Multimodal microscopy for biological tissue imaging
Laser-scanning microscopy offers promising solutions for tissue imaging at sub-cellular level and it can provide both morphological and functional information in a label-free modality. The combination of non-linear optical (NLO) microscopy techniques providing morphological information, together with those providing functional information is a crucial issue for tissue classification and pathological assessment. In fact, an important feature in understanding the development of a tissue disease is the relationship between morphological features such as architecture, shape, symmetry, and function. The proper combination of NLO microscopy techniques with Raman-based techniques in a morpho-chemical multimodal imaging approach can image and classify tissues in a fast, reliable, and label-free way. The experiment is aimed at developing two different advanced laser scanning microscopy platforms. A first platform that combines non-linear imaging techniques (Two-photon fluorescence, Second-harmonic generation, Fluorescence Lifetime Imaging) with Raman microspectroscopy will allow having an instrument able to provide a morpho-functional characterization of the examined samples. A second platform that combines Two-photon fluorescence and Second-harmonic generation microscopy with Brillouin light scattering micro-spectroscopy will enable the study of tissue morpho-mechanics, targeting both tissue morphology and biomechanics by means of an all-optical non-invasive contact-less correlative approach. The instruments are used for various research activities, including:
– Non-linear laser microscopy applied to digital pathology
The growing need for more accurate, objective and faster diagnosis has driven researchers to combine digital imaging with routine diagnostics. The term “Digital Pathology” refers to clinical practice focused on the use of computer technology for the development of high-resolution images, from slides containing tissue samples. Although “Digital Pathology” is transforming diagnostic procedures, the largely used H&E staining allows morphological classification of tissues, while functional aspects require immunohistochemical procedures. Non-linear optical (NLO) microscopy offers promising solutions for tissue imaging at a sub-cellular level and can provide both morphological and functional information in a label-free modality. In this experiment, we plan to combine the advantages offered by “Digital Pathology” with the capabilities of NLO microscopy to provide a label-free digital platform for the automatic analysis and diagnostics of human biological tissues in a rapid, objective and reliable manner. The approach will be used for diagnostic purposes for both cancer and non-cancer diseases.
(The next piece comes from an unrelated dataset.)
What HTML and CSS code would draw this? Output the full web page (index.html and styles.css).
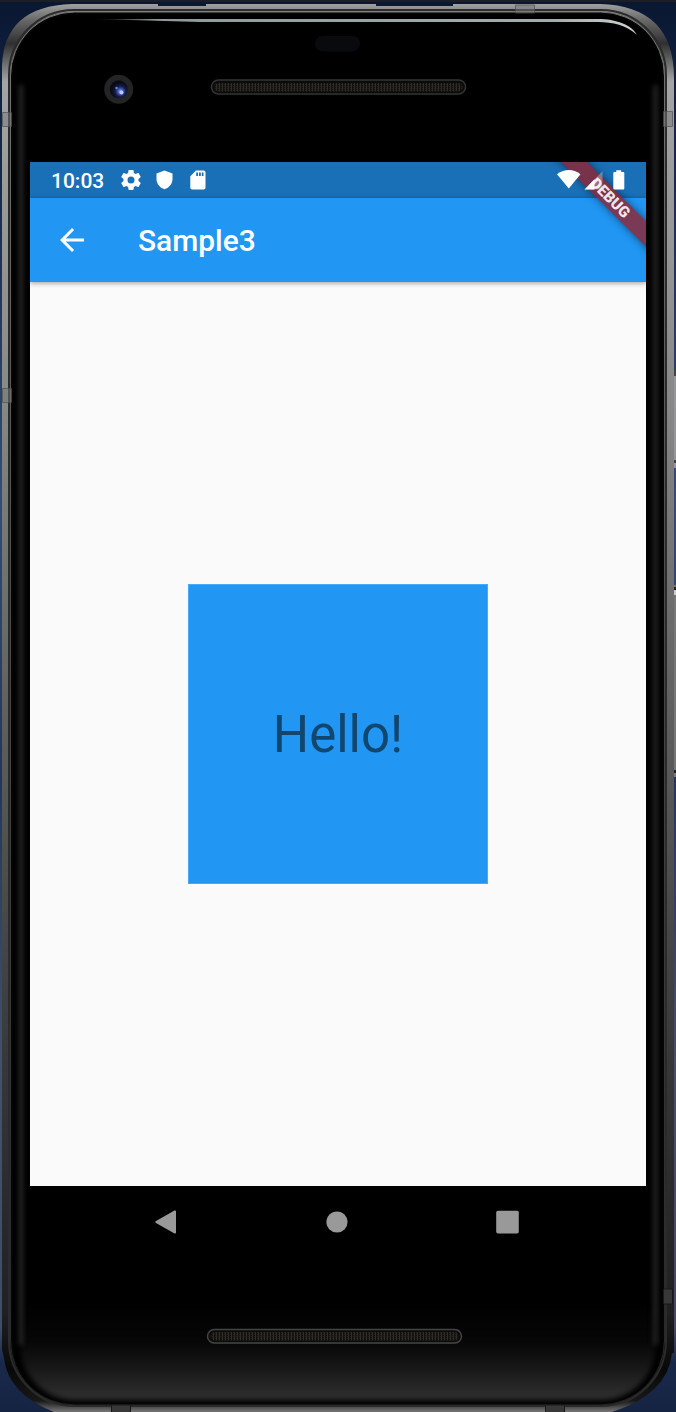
FILE: index.html
```html
<!DOCTYPE html>
<html lang="en">
<head>
<meta charset="utf-8">
<title>Sample3</title>
<link rel="stylesheet" href="styles.css">
</head>
<body>
<div class="device">
  <svg class="frame" width="676" height="1412" viewBox="0 0 676 1412" aria-hidden="true">
    <defs>
      <linearGradient id="desk" x1="0" y1="0" x2="0" y2="1"><stop offset="0" stop-color="#091731"/><stop offset=".12" stop-color="#17294d"/><stop offset=".35" stop-color="#344d77"/><stop offset=".55" stop-color="#22365d"/><stop offset=".75" stop-color="#44506c"/><stop offset=".94" stop-color="#424b68"/><stop offset=".965" stop-color="#19294b"/><stop offset="1" stop-color="#152442"/></linearGradient>
      <linearGradient id="metal" x1="0" y1="0" x2="0" y2="1"><stop offset="0" stop-color="#a0a0a0"/><stop offset=".012" stop-color="#666"/><stop offset=".028" stop-color="#303030"/><stop offset=".055" stop-color="#a4a4a4"/><stop offset=".28" stop-color="#888"/><stop offset=".5" stop-color="#606060"/><stop offset=".75" stop-color="#383838"/><stop offset=".93" stop-color="#202020"/><stop offset=".97" stop-color="#080808"/><stop offset=".992" stop-color="#181818"/><stop offset="1" stop-color="#777"/></linearGradient>
      <linearGradient id="rim" x1="0" y1="0" x2="0" y2="1"><stop offset="0" stop-color="#777"/><stop offset=".5" stop-color="#444"/><stop offset="1" stop-color="#262626"/></linearGradient>
      <linearGradient id="chin" x1="0" y1="1300" x2="0" y2="1402" gradientUnits="userSpaceOnUse"><stop offset="0" stop-color="#000"/><stop offset=".4" stop-color="#060606"/><stop offset=".65" stop-color="#161616"/><stop offset=".9" stop-color="#2a2a2a"/><stop offset="1" stop-color="#303030"/></linearGradient>
      <linearGradient id="shine" x1="0" x2="1"><stop offset="0" stop-color="#9aa3a6" stop-opacity="0"/><stop offset=".12" stop-color="#8f999c"/><stop offset=".85" stop-color="#a4acae"/><stop offset="1" stop-color="#cfd4d5"/></linearGradient>
      <radialGradient id="lens" cx=".6" cy=".62"><stop offset="0" stop-color="#a7b5ff"/><stop offset=".28" stop-color="#4258bb"/><stop offset=".6" stop-color="#131b43"/><stop offset="1" stop-color="#090b16"/></radialGradient>
      <pattern id="mesh" width="3" height="2" patternUnits="userSpaceOnUse"><rect width="3" height="2" fill="#12110f"/><rect width="1" height="2" fill="#302d27"/><rect x="2" width="1" height="1" fill="#25231e"/></pattern>
      <filter id="soft" filterUnits="userSpaceOnUse" x="0" y="0" width="676" height="1412" color-interpolation-filters="sRGB"><feGaussianBlur stdDeviation="2.500"/></filter>
    </defs>
    <rect width="676" height="1412" fill="url(#desk)"/>
    <rect width="676" height="2" fill="#1b1e27"/>
    <!-- side buttons -->
    <path d="M673 370h3v98h-3z" fill="#96979a"/><path d="M673 370h3v6h-3zM673 460h3v3h-3z" fill="#444"/>
    <path d="M672 585h4v192h-4z" fill="#777"/><path d="M672 587h4v3h-4zM672 770h4v3h-4z" fill="#222"/>
    <path d="M672 590h4v5h-4z" fill="#ccc"/>
    <!-- metal body -->
    <path d="M72 4H600Q674 6 674 78V1353H672Q668 1394 612 1412H54Q8 1394 4 1358L2 1350V66Q4 6 72 4Z" fill="url(#metal)"/>
    <path d="M158 4h48v2h-48zM376 4h77v2h-77z" fill="#0b1730"/>
    <rect x="9" y="10" width="657" height="1396" rx="65" fill="none" stroke="#2b2b2b" stroke-width="2"/>
    <rect x="10.500" y="12" width="654" height="1393" rx="64" fill="#050505" stroke="url(#rim)"/>
    <rect x="13" y="14.500" width="649" height="1389" rx="61" fill="#000"/>
    <rect x="20.500" y="24" width="635" height="1376" rx="54" fill="url(#chin)" filter="url(#soft)"/>
    <path d="M21 85V1345M655.500 85V1345" stroke="#2a2a2a" stroke-width="4" filter="url(#soft)"/>
    <!-- antenna bands -->
    <path d="M2.500 112.500h9v14h-9zM2.500 388.500h9v14h-9zM663.500 111.500h9v15h-9zM515.500 5h19v8h-19z" fill="#777" fill-opacity=".5" stroke="#505050" stroke-opacity=".7"/>
    <path d="M663.500 1289h9v15h-9zM111.500 1405h19v8h-19zM545.500 1405h19v8h-19z" fill="#383838" stroke="#181818"/>
    <!-- glass highlight -->
    <path d="M93 19H598C616 19 632 25 637 35C626 25 613 22 598 22H200Z" fill="url(#shine)"/>
    <!-- camera and sensor -->
    <circle cx="118.700" cy="89.300" r="14.500" fill="#242424"/><circle cx="118.700" cy="89.300" r="9" fill="url(#lens)"/>
    <circle cx="116.500" cy="88" r="1.200" fill="#6a89dc"/><circle cx="121.500" cy="92.500" r="2" fill="#bdc7ff"/>
    <rect x="315" y="36" width="45" height="15.500" rx="7.750" fill="#090a0e"/>
    <!-- speakers -->
    <rect x="211.500" y="80" width="254" height="14" rx="7" fill="#0b0b0b" stroke="#343433" stroke-width="1.500"/>
    <rect x="214.500" y="83" width="248" height="8.500" rx="4.250" fill="url(#mesh)"/>
    <rect x="207.500" y="1329.500" width="254" height="13.500" rx="6.750" fill="#0b0b0b" stroke="#454543" stroke-width="1.500"/>
    <rect x="210.500" y="1332" width="248" height="8.500" rx="4.250" fill="url(#mesh)"/>
  </svg>

  <main class="screen">
    <header class="status">
      <span class="clock">10:03</span>
      <svg class="gear" width="24" height="24" viewBox="0 0 24 24"><path d="M19.430 12.980c.04-.32.07-.64.07-.98s-.03-.66-.07-.98l2.110-1.650c.19-.15.24-.42.12-.64l-2-3.460c-.12-.22-.39-.3-.61-.22l-2.490 1c-.52-.4-1.080-.73-1.690-.98l-.38-2.650C14.460 2.180 14.250 2 14 2h-4c-.25 0-.46.18-.49.42l-.38 2.650c-.61.25-1.170.59-1.690.98l-2.490-1c-.23-.09-.49 0-.61.22l-2 3.460c-.13.22-.07.49.12.64l2.110 1.650c-.04.32-.07.65-.07.98s.03.66.07.98l-2.110 1.650c-.19.15-.24.42-.12.64l2 3.460c.12.22.39.3.61.22l2.490-1c.52.4 1.080.73 1.690.98l.38 2.650c.03.24.24.42.49.42h4c.25 0 .46-.18.49-.42l.38-2.650c.61-.25 1.170-.59 1.690-.98l2.490 1c.23.09.49 0 .61-.22l2-3.460c.12-.22.07-.49-.12-.64zM12 15.500A3.500 3.500 0 1 1 12 8.500A3.500 3.500 0 0 1 12 15.500z"/></svg>
      <svg class="shield" width="17" height="20" viewBox="0 0 17 20"><path d="M8.500.5L16.500 3.500V9C16.500 13.700 13.300 17.700 8.500 19.300C3.700 17.700.5 13.700.5 9V3.500Z"/></svg>
      <svg class="card" width="16" height="20" viewBox="0 0 16 20"><path fill-rule="evenodd" d="M6 .5H13.700Q15.500.5 15.500 2.300V17.700Q15.500 19.500 13.700 19.500H2.100Q.3 19.500.3 17.700V6.200ZM6.200 2.500V6H8V2.500ZM9 2.500V6H10.800V2.500ZM11.800 2.500V6H13.500V2.500Z"/></svg>
      <span class="spacer"></span>
      <svg class="wifi" width="24" height="19" viewBox="0 0 24 19"><path d="M0 4.200Q12-4 23.500 4.200L11.800 18.500Z"/></svg>
      <svg class="signal" width="19" height="19" viewBox="0 0 19 19"><path d="M18.500.3V18.500H.5Z" opacity=".3"/><path d="M10.500 8.200V18.500H.5Z"/></svg>
      <svg class="battery" width="12" height="20" viewBox="0 0 12 20"><path d="M3.300.2H8.200V2H10.200Q11.300 2 11.300 3.100V18.500Q11.300 19.600 10.200 19.600H1.400Q.3 19.600.3 18.500V3.100Q.3 2 1.400 2H3.300Z"/></svg>
    </header>
    <nav class="appbar">
      <svg class="back" width="36" height="36" viewBox="0 0 24 24"><path d="M20 11H7.830l5.590-5.590L12 4l-8 8 8 8 1.410-1.410L7.830 13H20v-2z"/></svg>
      <h1 class="title">Sample3</h1>
    </nav>
    <section class="content"><div class="box">Hello!</div></section>
    <div class="ribbon">DEBUG</div>
  </main>

  <footer class="keys">
    <svg width="24" height="26" viewBox="0 0 24 26"><path d="M2 12L20.500 1.600Q22 .9 22 2.500V23.500Q22 25 20.500 24.400L2 14Q.2 13 2 12Z"/></svg>
    <svg width="22" height="22" viewBox="0 0 22 22"><circle cx="11" cy="11" r="10.600"/></svg>
    <svg width="24" height="24" viewBox="0 0 24 24"><rect x=".2" y=".8" width="22.600" height="22.700" rx="1.700"/></svg>
  </footer>
</div>
</body>
</html>
```
FILE: styles.css
```css
* { box-sizing: border-box; }
body { margin: 0; background: #101c34; font-family: Roboto, "Noto Sans", sans-serif; }
.device { position: relative; width: 676px; height: 1412px; padding: 162px 30px 0; overflow: hidden; }
.frame { position: absolute; top: 0; left: 0; }
.screen { position: relative; display: flex; flex-direction: column; width: 616px; height: 1024px; background: #fafafa; overflow: hidden; }
.status { display: flex; align-items: center; height: 36px; padding: 0 21.500px 0 21px; background: #1a70b7; color: #fff; }
.status svg, .back { display: block; flex: none; fill: #fff; }
.status svg { position: relative; z-index: 2; }
.clock { width: 68px; padding-top: 2px; font-size: 21px; line-height: 24px; font-weight: 500; }
.gear { width: 24px; }
.shield { margin-left: 13px; }
.card { margin-left: 17px; }
.spacer { flex: 1; }
.wifi { margin-bottom: 1px; }
.signal { margin-left: 3px; }
.battery { margin-left: 10px; }
.appbar { display: flex; align-items: center; height: 84px; padding-left: 24px; background: #2196f3; box-shadow: 0 1px 5px rgba(0, 0, 0, .4); }
.title { margin: 2px 0 0 48px; color: #fff; font-size: 29.900px; line-height: 36px; font-weight: 500; }
.content { flex: 1; display: flex; align-items: center; justify-content: center; }
.box { display: flex; align-items: center; justify-content: center; width: 300px; height: 300px; padding-top: 2px; background: #2196f3; border: 1px solid #4aa9f5; color: #11466e; font-size: 51px; line-height: 60px; }
.ribbon { position: absolute; z-index: 1; top: 27px; right: -69px; width: 210px; height: 18px; transform: rotate(45deg); background: rgba(142, 36, 50, .82); box-shadow: 0 0 9px rgba(0, 0, 0, .5); color: rgba(255, 255, 255, .88); font-size: 15.300px; line-height: 18px; font-weight: 900; text-align: center; }
.keys { position: relative; display: flex; align-items: center; justify-content: space-between; height: 72px; padding: 0 126px 0 124px; fill: #999; }
```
– Morpho-mechanical imaging of the cornea
The experiment is aimed at using a correlative imaging approach that combines SHG microscopy with Brillouin light scattering micro-spectroscopy for targeting tissue morpho-mechanics, with particular attention to corneal imaging. In particular, second-harmonic generation (SHG) microscopy will be used with both forward and backward detection as well as with a polarization scanning excitation scheme. The main goal is to take advantage of the strong SHG signal emitted by collagen to characterize its organization in both healthy and diseased samples of cornea. The morphological characterization of the sample, provided by SHG microscopy, will be correlated with the corresponding viscoelastic properties, highlighted by Brillouin light scattering micro-spectroscopy. This activity is aimed at advancing in the field of ophthalmic diagnostic imaging by developing new cutting-edge techniques, their applications to specific diseases, and finally their perspective of integration in a single platform, useful for clinical ophthalmic diagnostics. Further, The synergic integration of Brillouin and SHG microscopy will yield an unprecedently comprehensive insight into the morpho-mechanical features of collagenous samples, opening a new frontier in bio-imaging with a strong potential for impact in all clinical procedures requiring a non-invasive assessment of collagen morphology and biomechanics.